It sounds absurd, doesn’t it? The Internet is the tool that gave us the vast majority of our apps today, from chat apps on phones and computers to every social media platform ever, the internet is why apps look like the way they do today. It’s why we have the apps we have, and it’s how we exist in the digital world.
So what do I mean when I say that the internet is ruining apps? Well, I mean the internet has become so ubiquitous that the offline-first apps that run locally on device are fading into obscurity. Remember when programs (before they were called apps) like Microsoft Word were installed and could run in their entirety without an internet connection? How about a game that offered the full gameplay and features all while being on a device that didn’t even have the ability to go online?
This was commonplace before. It seems that every app, every program, and every microservice has to connect to an API over the web, sync with some cloud infrastructure, fetch new data, and maintain a connection with a broader network just to load a to-do list.
Now, just to be clear, I am a web developer. Working with web-based architectures is how I pay the bills. I work specifically to build these web-first and web-centered applications. I get paid to maintain the current status-quo of API calls and cloud architecture on our devices. I don’t want to say that the internet and web-based applications are all inherently bad, because they’re not. But the reality is that a large portion of the apps we use every day don’t need to be web-first, and they don’t need to be online to function.
Tiktok user @endeavorance summed it up nicely here:
So why?! Why the hell do I have to pay a $5.99/mo fee to have full access to content that I create in a markdown editor?! Granted, the editor is being updated regularly, and that’s a great thing, but at the end of the day, applications shouldn’t require access to some cloud infrastructure for something as simple as text editing. I shouldn’t have to sell my data to a third party just for the privilege of being able to access files I created using specific software.
When did it become acceptable for games on consoles to require an internet connection in order to play? Why does a console need an internet connection for a single player game? The only reason is either a) the app doesn’t include all necessary assets to run the game offline, or b) the company is using the connection to track user behavior and actions. Either way, it’s bullshit.
Modern devices have more than enough storage and processing power to run these applications locally and natively, so if software doesn’t include core assets required to run the program, then the companies are just trying to justify the cloud service by having users pay a subscription fee to access online resources that they need to function. And if that isn’t the case, but the app still needs internet to function, I can only assume it’s because my activity and data is being analyzed and sold to marketing firms as a way to pad the companies pockets with more money, even if it’s not money I am specifically providing.
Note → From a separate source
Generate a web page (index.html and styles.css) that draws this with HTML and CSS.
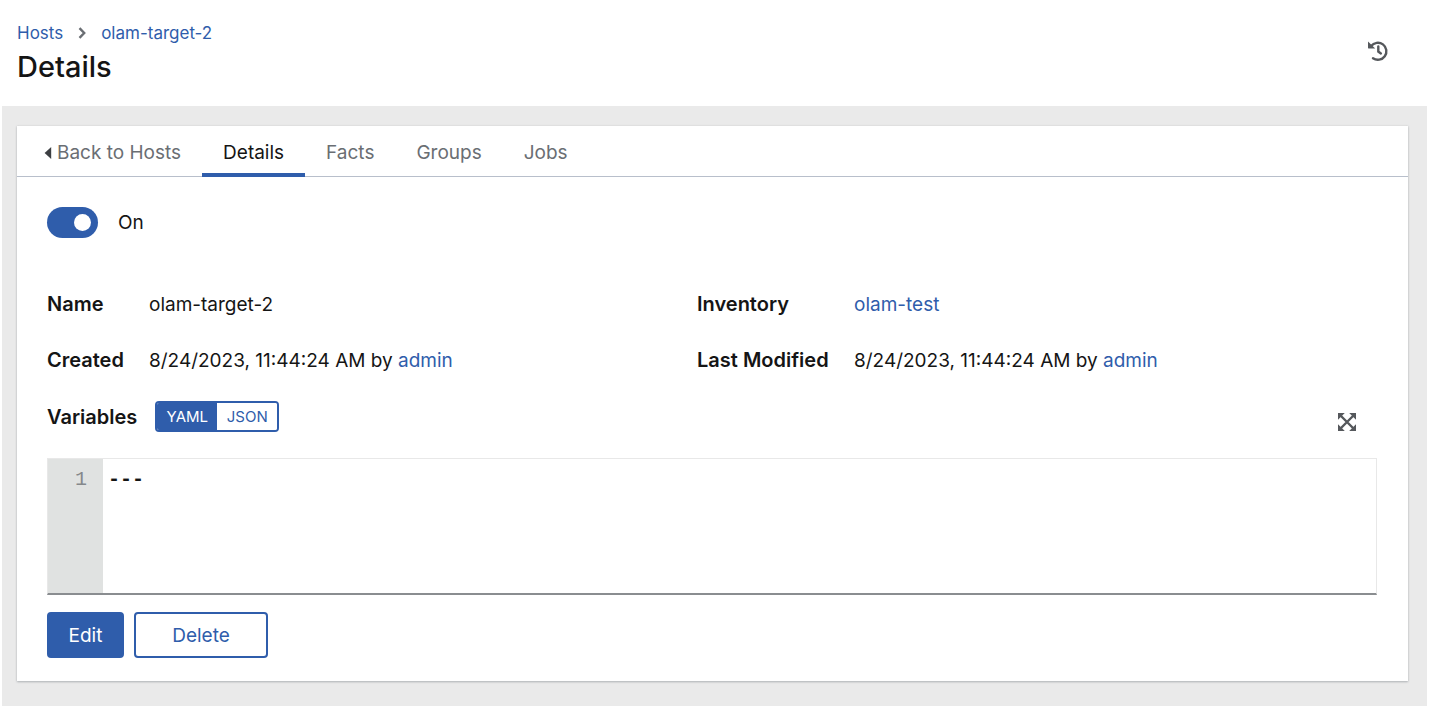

I do want to point out: the internet on its own is tool with no moral value either good or bad. It simply is. I would argue the internet is the single greatest tool ever built, and it has undoubtedly paved the road for future innovations. But the internet as a tool has no moral value, it has no moral judgement, and it has no intrinsic “goodness” or “evilness” about it.
The issue I have with the way the internet is used in applications today is that it’s not necessary. I love my real-time syncing of data just as much as the next person, but I don’t need it. I don’t need instant access to the one calendar event I just created on all of my devices. My devices can wait to push the changes and pull updates at another time.
Just because an application can be run on a web-first ideology, doesn’t mean it should.
The internet is slowly ruining apps. It’s slowly forcing more and more of our lives into the hands of a small few companies. It’s slowly removing our ability to control our own data. And it looks like it’s here to stay.